**What needs to be done:** Write out the records that appear below, verbatim and complete, but without pictures.

**Stored rows:**
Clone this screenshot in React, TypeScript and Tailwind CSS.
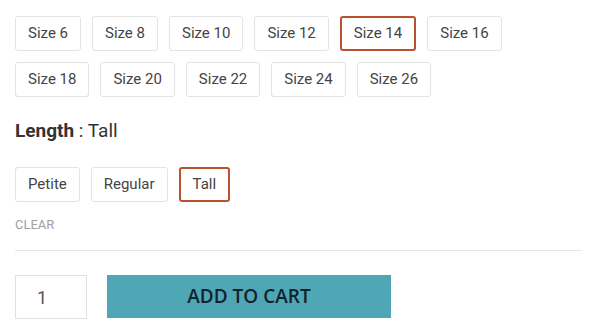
import React, { useState } from 'react';

const sizes = ['Size 6', 'Size 8', 'Size 10', 'Size 12', 'Size 14', 'Size 16', 'Size 18', 'Size 20', 'Size 22', 'Size 24', 'Size 26'];
const lengths = ['Petite', 'Regular', 'Tall'];

const Option: React.FC<{ label: string; active: boolean; onClick: () => void }> = ({ label, active, onClick }) => (
  <button
    onClick={onClick}
    className={`h-[35px] px-[12px] rounded-[3px] text-[15px] text-[#444] bg-white ${
      active ? 'border-2 border-[#b9532e]' : 'border border-[#e3e3e3]'
    }`}
  >
    {label}
  </button>
);

export default function App() {
  const [size, setSize] = useState('Size 14');
  const [length, setLength] = useState('Tall');

  return (
    <div className="w-[605px] h-[334px] bg-white px-[15px] pt-[16px] font-['Roboto',sans-serif] overflow-hidden">
      <div className="flex flex-wrap gap-[11px] w-[500px]">
        {sizes.map(s => (
          <Option key={s} label={s} active={s === size} onClick={() => setSize(s)} />
        ))}
      </div>

      <div className="mt-[22px] text-[19px] text-[#333] leading-[24px]">
        <span className="font-bold">Length</span> : {length}
      </div>

      <div className="flex gap-[11px] mt-[24px]">
        {lengths.map(l => (
          <Option key={l} label={l} active={l === length} onClick={() => setLength(l)} />
        ))}
      </div>

      <button onClick={() => setLength('')} className="block mt-[15px] text-[13px] text-[#a0a0a0] leading-[16px]">
        CLEAR
      </button>

      <div className="mt-[17px] border-t border-[#e5e5e5] w-[567px]" />

      <div className="flex items-start gap-[20px] mt-[24px]">
        <input
          defaultValue="1"
          className="w-[72px] h-[44px] border border-[#e0e0e0] pl-[21px] text-[18px] text-[#555] outline-none"
        />
        <button className="w-[284px] h-[43px] bg-[#4fa6b5] text-[#13222b] font-semibold text-[19px] font-['Open_Sans',sans-serif]">
          ADD TO CART
        </button>
      </div>
    </div>
  );
}
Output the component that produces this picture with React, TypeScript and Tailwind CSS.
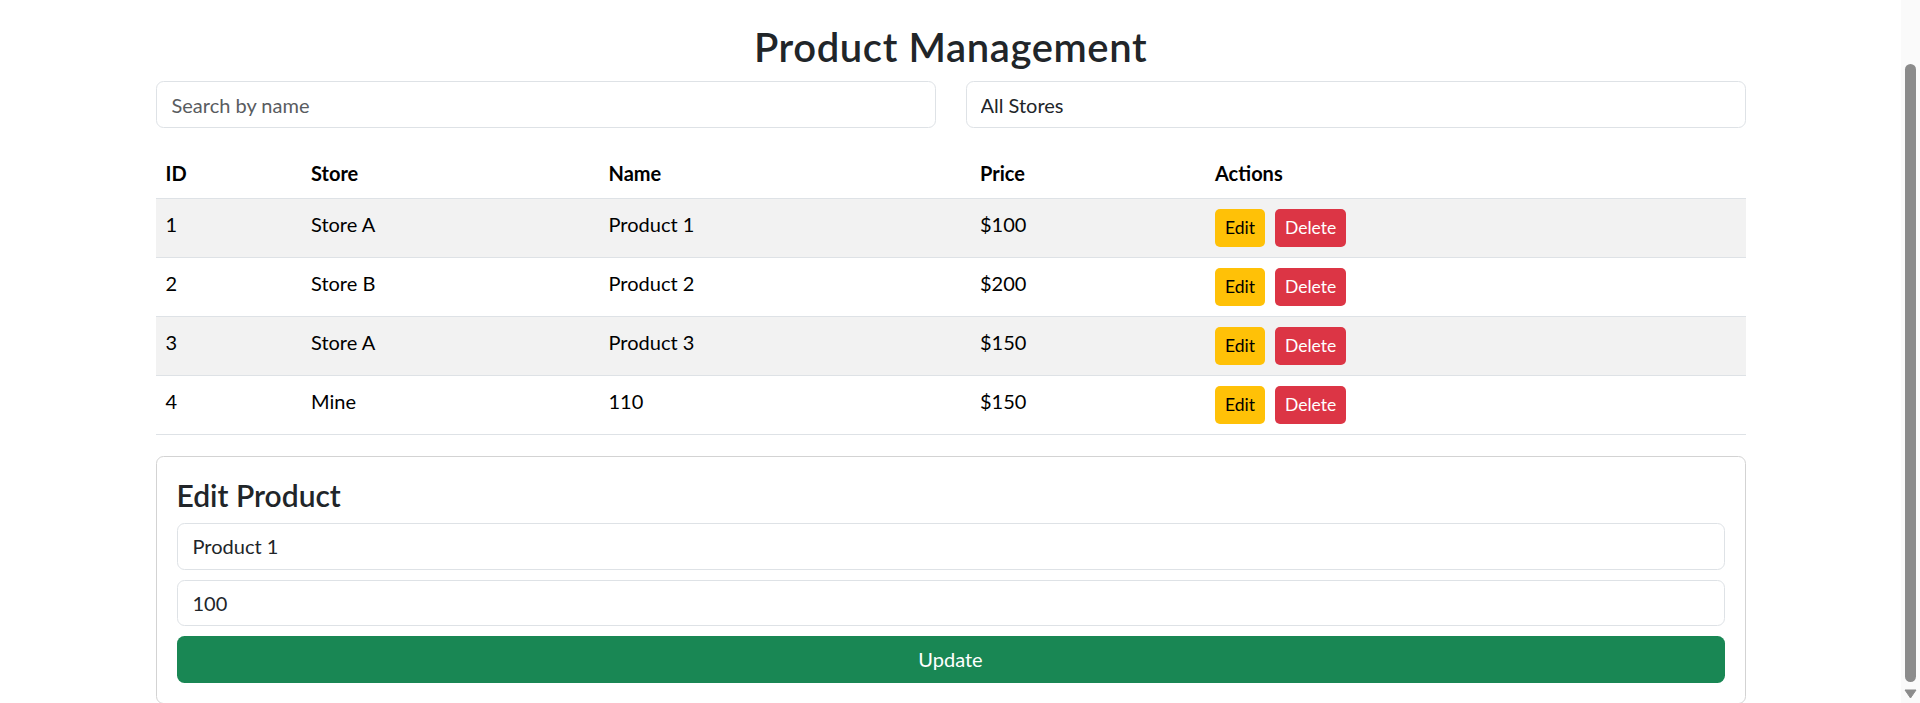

**Task response:**
Clone this screenshot in React, TypeScript and Tailwind CSS.
import React, { useState } from 'react';

const sizes = ['Size 6', 'Size 8', 'Size 10', 'Size 12', 'Size 14', 'Size 16', 'Size 18', 'Size 20', 'Size 22', 'Size 24', 'Size 26'];
const lengths = ['Petite', 'Regular', 'Tall'];

const Option: React.FC<{ label: string; active: boolean; onClick: () => void }> = ({ label, active, onClick }) => (
  <button
    onClick={onClick}
    className={`h-[35px] px-[12px] rounded-[3px] text-[15px] text-[#444] bg-white ${
      active ? 'border-2 border-[#b9532e]' : 'border border-[#e3e3e3]'
    }`}
  >
    {label}
  </button>
);

export default function App() {
  const [size, setSize] = useState('Size 14');
  const [length, setLength] = useState('Tall');

  return (
    <div className="w-[605px] h-[334px] bg-white px-[15px] pt-[16px] font-['Roboto',sans-serif] overflow-hidden">
      <div className="flex flex-wrap gap-[11px] w-[500px]">
        {sizes.map(s => (
          <Option key={s} label={s} active={s === size} onClick={() => setSize(s)} />
        ))}
      </div>

      <div className="mt-[22px] text-[19px] text-[#333] leading-[24px]">
        <span className="font-bold">Length</span> : {length}
      </div>

      <div className="flex gap-[11px] mt-[24px]">
        {lengths.map(l => (
          <Option key={l} label={l} active={l === length} onClick={() => setLength(l)} />
        ))}
      </div>

      <button onClick={() => setLength('')} className="block mt-[15px] text-[13px] text-[#a0a0a0] leading-[16px]">
        CLEAR
      </button>

      <div className="mt-[17px] border-t border-[#e5e5e5] w-[567px]" />

      <div className="flex items-start gap-[20px] mt-[24px]">
        <input
          defaultValue="1"
          className="w-[72px] h-[44px] border border-[#e0e0e0] pl-[21px] text-[18px] text-[#555] outline-none"
        />
        <button className="w-[284px] h-[43px] bg-[#4fa6b5] text-[#13222b] font-semibold text-[19px] font-['Open_Sans',sans-serif]">
          ADD TO CART
        </button>
      </div>
    </div>
  );
}
Output the component that produces this picture with React, TypeScript and Tailwind CSS.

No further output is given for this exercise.